Sample preparation and measurement

4,4’-(2,2-diphenylethene-1,1-diyl)bis(bromobenzene) molecules are evaporated at 140 °C, with a deposition rate of ~0.66 ML h−1, while the Ag(111) substrate is held at 200 °C. The slow deposition and hot substrate method allows for pseudo-high-dilution and improves the macrocycle yield. Subsequently, the on-surface synthesized macrocycles self-assemble as the 2D supramolecular crystal44. The sample is transferred to the STM chamber, where STM topography is acquired with constant current mode and scanning tunneling spectroscopy (STS) spectra are acquired at 5 K using the lock-in technique with a modulation frequency of 787.3 Hz.
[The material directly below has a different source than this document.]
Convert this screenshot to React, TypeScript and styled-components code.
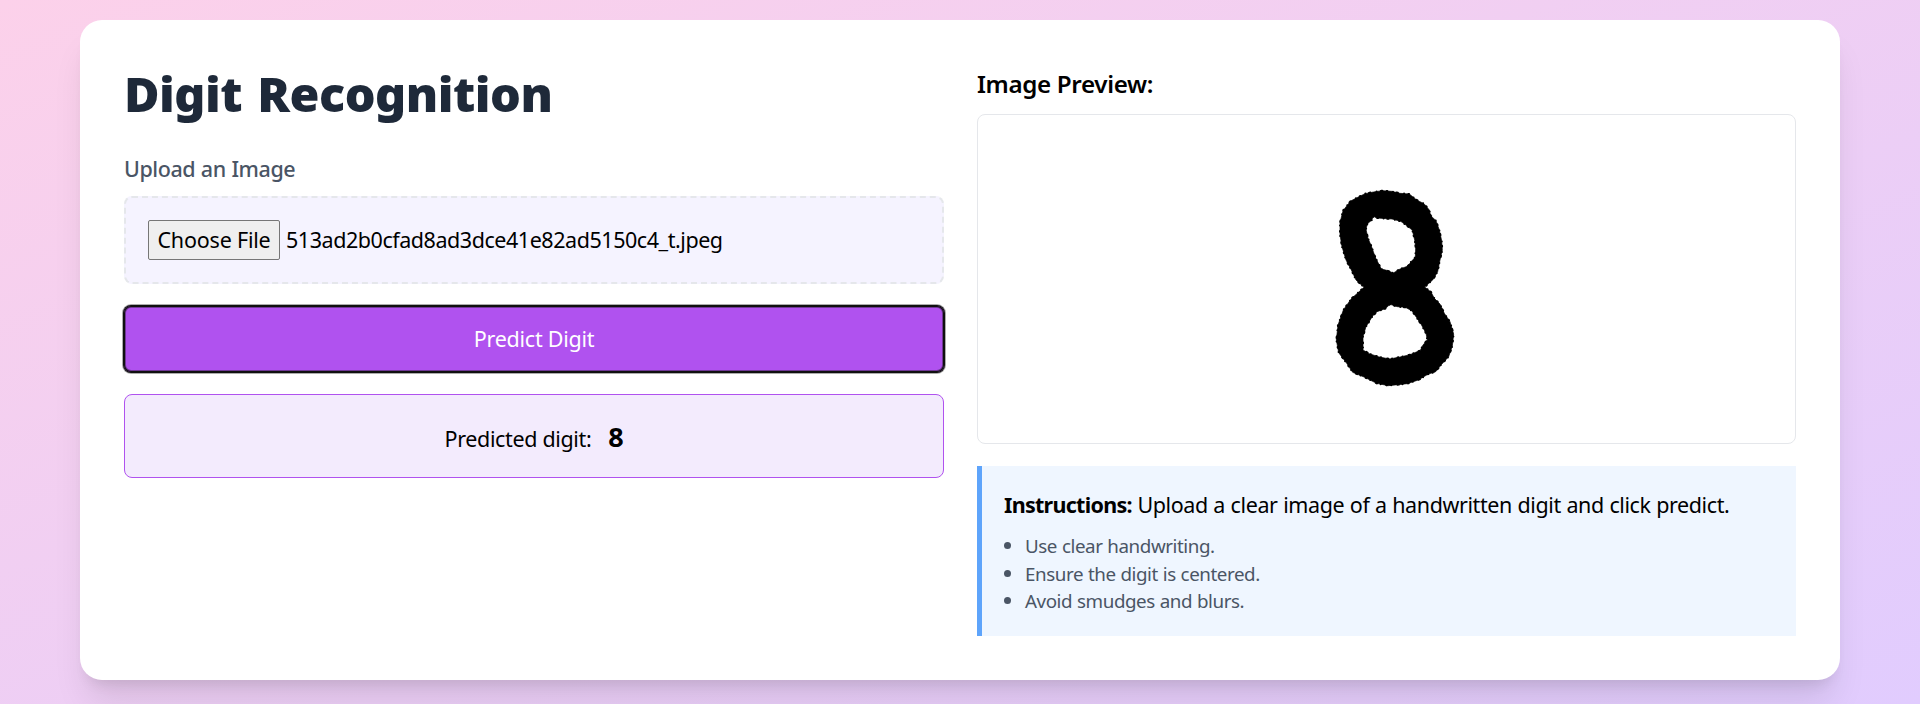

The STS spectra shown in Fig. 3 are not normalized by the spectra acquired on the clean surface.

Plane-wave calculation

The Shockley surface state of Ag(111) is modeled as a 2D electron gas (2DEG) with an effective electron mass (meff = 0.42 me). The 2-dimensional time-independent Schrödinger equation can be expressed as:

$$-\frac{{{{\hbar }}}^{2}}{2m}{\vec{\nabla }}^{2}\psi \left(\vec{x}\right)+{V}_{M}\left(\vec{x}\right)\psi \left(\vec{x}\right)=E\psi$$
(1)

where VM represents the potential provided by the macrocycles. The wavefunction \(\psi (\vec{x})\) is solved numerically using the Bloch’s Theorem. The parameters of the QD lattice structure shown in Fig. 3f are the following: corner-site potential wells: 0.65 nm x 0.65 nm, horizontal-edge-site potential wells: 0.61 nm x 0.61 nm, vertical-edge-site potential wells: 0.27 nm x 0.37 nm, and potential well depth: 2.4 V (Supplementary Note 1).